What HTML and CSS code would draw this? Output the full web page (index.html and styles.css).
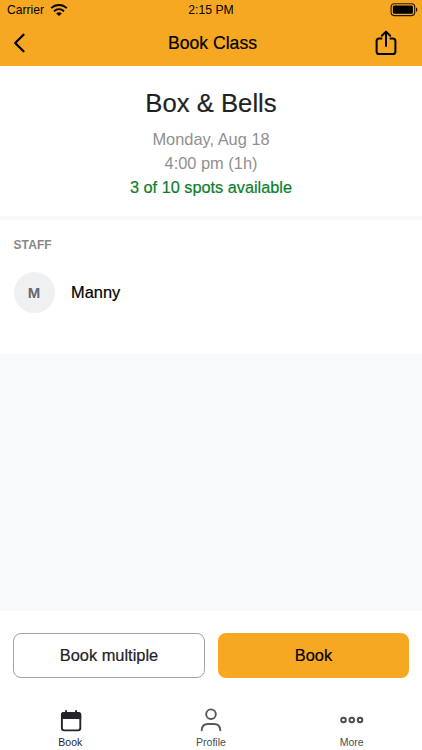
FILE: index.html
```html
<!DOCTYPE html>
<html lang="en">
<head>
<meta charset="utf-8">
<title>Book Class</title>
<link rel="stylesheet" href="styles.css">
</head>
<body>
<div class="app">
  <header class="header">
    <div class="status">
      <div class="carrier"><span>Carrier</span>
        <svg width="18" height="14" viewBox="0 0 18 14" fill="none" stroke="#000" stroke-width="1.9"><path d="M1.2 5.1C5.8.9 12.2.9 16.8 5.1M4 8.2c3-2.7 7-2.7 10 0"/><path d="M6.2 10.4c1.7-1.4 3.9-1.4 5.6 0L9 13.1z" fill="#000" stroke="none"/></svg>
      </div>
      <span class="time">2:15 PM</span>
      <svg class="battery" width="28" height="14" viewBox="0 0 28 14"><rect x="1.1" y=".8" width="23.6" height="11.8" rx="3" fill="none" stroke="#241a08" stroke-width="1.1"/><rect x="2.9" y="2.6" width="20" height="8.2" rx="1.3"/><path d="M26 4.4c1.7.6 1.7 3.8 0 4.4z"/></svg>
    </div>
    <div class="nav">
      <svg class="back" width="14" height="20" viewBox="0 0 14 20" fill="none" stroke="#000" stroke-width="2.3" stroke-linecap="round" stroke-linejoin="round"><path d="M10.5 1.8 2.2 10l8.3 8.2"/></svg>
      <h1 class="nav-title">Book Class</h1>
      <svg class="share" width="22" height="26" viewBox="0 0 22 26" fill="none" stroke="#000" stroke-width="2" stroke-linecap="round" stroke-linejoin="round"><path d="M6.5 8.4H4.2a2.6 2.6 0 0 0-2.6 2.6v10.4A2.6 2.6 0 0 0 4.2 24h13.6a2.6 2.6 0 0 0 2.6-2.6V11a2.6 2.6 0 0 0-2.6-2.6h-2.3M11 16V2M6.8 5.8 11 1.6l4.2 4.2"/></svg>
    </div>
  </header>
  <main class="content">
    <section class="summary">
      <h2 class="class-name">Box &amp; Bells</h2>
      <p class="when">Monday, Aug 18</p>
      <p class="when hour">4:00 pm (1h)</p>
      <p class="spots">3 of 10 spots available</p>
    </section>
    <section class="staff">
      <h3 class="label">STAFF</h3>
      <div class="person"><span class="avatar">M</span><span class="name">Manny</span></div>
    </section>
  </main>
  <footer class="footer">
    <div class="actions">
      <button class="btn outline"><span>Book multiple</span></button>
      <button class="btn primary"><span>Book</span></button>
    </div>
    <nav class="tabs">
      <a class="tab active">
        <svg width="24" height="24" viewBox="0 0 24 24"><rect x="3.9" y="5" width="18.4" height="17.4" rx="2.3" fill="none" stroke="#25242b" stroke-width="1.9"/><path d="M3 11V6.8a2.8 2.8 0 0 1 2.8-2.8h14.6a2.8 2.8 0 0 1 2.8 2.8V11z" fill="#25242b"/><path d="M8.1 3V5M18.1 3V5" stroke="#25242b" stroke-width="1.9" stroke-linecap="round"/></svg>
        <span>Book</span>
      </a>
      <a class="tab">
        <svg width="24" height="24" viewBox="0 0 24 24" fill="none" stroke="#55555b" stroke-width="1.9" stroke-linecap="round"><circle cx="12" cy="6.2" r="4.8"/><path d="M2.7 22.2c.2-4 2.5-6.2 6.3-6.2h6c3.8 0 6.1 2.2 6.3 6.2"/></svg>
        <span>Profile</span>
      </a>
      <a class="tab">
        <svg width="24" height="24" viewBox="0 0 24 24" fill="none" stroke="#4c4c52" stroke-width="1.9"><circle cx="3.5" cy="12" r="2.3"/><circle cx="11.8" cy="12" r="2.3"/><circle cx="20" cy="12" r="2.3"/></svg>
        <span>More</span>
      </a>
    </nav>
  </footer>
</div>
</body>
</html>
```
FILE: styles.css
```css
* { box-sizing: border-box; }
body { margin: 0; font-family: "Liberation Sans", Arial, sans-serif; color: #000; }
h1, h2, h3, p { margin: 0; font-weight: 400; }
svg { display: block; flex: none; }
.app { width: 422px; height: 750px; display: flex; flex-direction: column; background: #f7f9fb; }

.header { height: 66px; background: #f7a823; }
.status { height: 20px; display: grid; grid-template-columns: 1fr auto 1fr; padding: 0 4px 0 7px; align-items: center; }
.carrier { display: flex; align-items: center; gap: 6px; font-size: 12.1px; line-height: 20px; }
.time { font-size: 12.2px; line-height: 19px; padding-right: 3px; }
.battery { justify-self: end; }
.nav { height: 46px; display: grid; grid-template-columns: 100px 1fr 100px; padding: 0 25px 0 13px; align-items: center; }
.nav-title { font-size: 17.6px; line-height: 46px; padding-left: 15px; text-align: center; white-space: nowrap; -webkit-text-stroke: .2px; }
.share { justify-self: end; }

.content { flex: 1; }
.summary { height: 150px; background: #fff; padding-top: 19px; text-align: center; }
.class-name { font-size: 25.7px; line-height: 36px; color: #222226; -webkit-text-stroke: .2px; }
.when { font-size: 16.4px; line-height: 24px; color: #909090; margin-top: 6px; }
.hour { margin-top: 0; }
.spots { font-size: 16.3px; line-height: 25px; color: #0b7d2b; -webkit-text-stroke: .2px; }
.staff { height: 134px; background: #fff; margin-top: 4px; padding: 17px 13.5px 0; }
.label { font-size: 12px; line-height: 16px; font-weight: 700; letter-spacing: .1px; color: #88888a; }
.person { display: flex; align-items: center; gap: 16.5px; margin-top: 19.4px; }
.avatar { width: 41px; height: 41px; border-radius: 50%; background: #eff0f2; color: #68686e; font-size: 15px; font-weight: 700; line-height: 41px; text-align: center; }
.name { font-size: 16.4px; -webkit-text-stroke: .2px; }

.footer { height: 139px; background: #fff; padding: 22px 13px 0; }
.actions { display: grid; grid-template-columns: 192px 191px; gap: 13px; }
.btn { height: 45px; border: 0; border-radius: 8px; padding: 0; font: 16.4px/45px "Liberation Sans", Arial, sans-serif; color: #000; -webkit-text-stroke: .2px; }
.outline { border: 1px solid #a2a2a2; background: #fff; color: #222226; line-height: 43px; }
.primary { background: #f7a823; }
.tabs { display: grid; grid-template-columns: repeat(3, 1fr); margin: 30px -13px 0; }
.tab { display: flex; flex-direction: column; align-items: center; gap: 3px; font-size: 10.5px; line-height: 14px; color: #4b4b50; }
.active { color: #25242b; }
```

— Instructions to follow —
Exclude the pictures, and transcribe all of the material exactly.

— Written solution —
What HTML and CSS code would draw this? Output the full web page (index.html and styles.css).
FILE: index.html
```html
<!DOCTYPE html>
<html lang="en">
<head>
<meta charset="utf-8">
<title>Book Class</title>
<link rel="stylesheet" href="styles.css">
</head>
<body>
<div class="app">
  <header class="header">
    <div class="status">
      <div class="carrier"><span>Carrier</span>
        <svg width="18" height="14" viewBox="0 0 18 14" fill="none" stroke="#000" stroke-width="1.9"><path d="M1.2 5.1C5.8.9 12.2.9 16.8 5.1M4 8.2c3-2.7 7-2.7 10 0"/><path d="M6.2 10.4c1.7-1.4 3.9-1.4 5.6 0L9 13.1z" fill="#000" stroke="none"/></svg>
      </div>
      <span class="time">2:15 PM</span>
      <svg class="battery" width="28" height="14" viewBox="0 0 28 14"><rect x="1.1" y=".8" width="23.6" height="11.8" rx="3" fill="none" stroke="#241a08" stroke-width="1.1"/><rect x="2.9" y="2.6" width="20" height="8.2" rx="1.3"/><path d="M26 4.4c1.7.6 1.7 3.8 0 4.4z"/></svg>
    </div>
    <div class="nav">
      <svg class="back" width="14" height="20" viewBox="0 0 14 20" fill="none" stroke="#000" stroke-width="2.3" stroke-linecap="round" stroke-linejoin="round"><path d="M10.5 1.8 2.2 10l8.3 8.2"/></svg>
      <h1 class="nav-title">Book Class</h1>
      <svg class="share" width="22" height="26" viewBox="0 0 22 26" fill="none" stroke="#000" stroke-width="2" stroke-linecap="round" stroke-linejoin="round"><path d="M6.5 8.4H4.2a2.6 2.6 0 0 0-2.6 2.6v10.4A2.6 2.6 0 0 0 4.2 24h13.6a2.6 2.6 0 0 0 2.6-2.6V11a2.6 2.6 0 0 0-2.6-2.6h-2.3M11 16V2M6.8 5.8 11 1.6l4.2 4.2"/></svg>
    </div>
  </header>
  <main class="content">
    <section class="summary">
      <h2 class="class-name">Box &amp; Bells</h2>
      <p class="when">Monday, Aug 18</p>
      <p class="when hour">4:00 pm (1h)</p>
      <p class="spots">3 of 10 spots available</p>
    </section>
    <section class="staff">
      <h3 class="label">STAFF</h3>
      <div class="person"><span class="avatar">M</span><span class="name">Manny</span></div>
    </section>
  </main>
  <footer class="footer">
    <div class="actions">
      <button class="btn outline"><span>Book multiple</span></button>
      <button class="btn primary"><span>Book</span></button>
    </div>
    <nav class="tabs">
      <a class="tab active">
        <svg width="24" height="24" viewBox="0 0 24 24"><rect x="3.9" y="5" width="18.4" height="17.4" rx="2.3" fill="none" stroke="#25242b" stroke-width="1.9"/><path d="M3 11V6.8a2.8 2.8 0 0 1 2.8-2.8h14.6a2.8 2.8 0 0 1 2.8 2.8V11z" fill="#25242b"/><path d="M8.1 3V5M18.1 3V5" stroke="#25242b" stroke-width="1.9" stroke-linecap="round"/></svg>
        <span>Book</span>
      </a>
      <a class="tab">
        <svg width="24" height="24" viewBox="0 0 24 24" fill="none" stroke="#55555b" stroke-width="1.9" stroke-linecap="round"><circle cx="12" cy="6.2" r="4.8"/><path d="M2.7 22.2c.2-4 2.5-6.2 6.3-6.2h6c3.8 0 6.1 2.2 6.3 6.2"/></svg>
        <span>Profile</span>
      </a>
      <a class="tab">
        <svg width="24" height="24" viewBox="0 0 24 24" fill="none" stroke="#4c4c52" stroke-width="1.9"><circle cx="3.5" cy="12" r="2.3"/><circle cx="11.8" cy="12" r="2.3"/><circle cx="20" cy="12" r="2.3"/></svg>
        <span>More</span>
      </a>
    </nav>
  </footer>
</div>
</body>
</html>
```
FILE: styles.css
```css
* { box-sizing: border-box; }
body { margin: 0; font-family: "Liberation Sans", Arial, sans-serif; color: #000; }
h1, h2, h3, p { margin: 0; font-weight: 400; }
svg { display: block; flex: none; }
.app { width: 422px; height: 750px; display: flex; flex-direction: column; background: #f7f9fb; }

.header { height: 66px; background: #f7a823; }
.status { height: 20px; display: grid; grid-template-columns: 1fr auto 1fr; padding: 0 4px 0 7px; align-items: center; }
.carrier { display: flex; align-items: center; gap: 6px; font-size: 12.1px; line-height: 20px; }
.time { font-size: 12.2px; line-height: 19px; padding-right: 3px; }
.battery { justify-self: end; }
.nav { height: 46px; display: grid; grid-template-columns: 100px 1fr 100px; padding: 0 25px 0 13px; align-items: center; }
.nav-title { font-size: 17.6px; line-height: 46px; padding-left: 15px; text-align: center; white-space: nowrap; -webkit-text-stroke: .2px; }
.share { justify-self: end; }

.content { flex: 1; }
.summary { height: 150px; background: #fff; padding-top: 19px; text-align: center; }
.class-name { font-size: 25.7px; line-height: 36px; color: #222226; -webkit-text-stroke: .2px; }
.when { font-size: 16.4px; line-height: 24px; color: #909090; margin-top: 6px; }
.hour { margin-top: 0; }
.spots { font-size: 16.3px; line-height: 25px; color: #0b7d2b; -webkit-text-stroke: .2px; }
.staff { height: 134px; background: #fff; margin-top: 4px; padding: 17px 13.5px 0; }
.label { font-size: 12px; line-height: 16px; font-weight: 700; letter-spacing: .1px; color: #88888a; }
.person { display: flex; align-items: center; gap: 16.5px; margin-top: 19.4px; }
.avatar { width: 41px; height: 41px; border-radius: 50%; background: #eff0f2; color: #68686e; font-size: 15px; font-weight: 700; line-height: 41px; text-align: center; }
.name { font-size: 16.4px; -webkit-text-stroke: .2px; }

.footer { height: 139px; background: #fff; padding: 22px 13px 0; }
.actions { display: grid; grid-template-columns: 192px 191px; gap: 13px; }
.btn { height: 45px; border: 0; border-radius: 8px; padding: 0; font: 16.4px/45px "Liberation Sans", Arial, sans-serif; color: #000; -webkit-text-stroke: .2px; }
.outline { border: 1px solid #a2a2a2; background: #fff; color: #222226; line-height: 43px; }
.primary { background: #f7a823; }
.tabs { display: grid; grid-template-columns: repeat(3, 1fr); margin: 30px -13px 0; }
.tab { display: flex; flex-direction: column; align-items: center; gap: 3px; font-size: 10.5px; line-height: 14px; color: #4b4b50; }
.active { color: #25242b; }
```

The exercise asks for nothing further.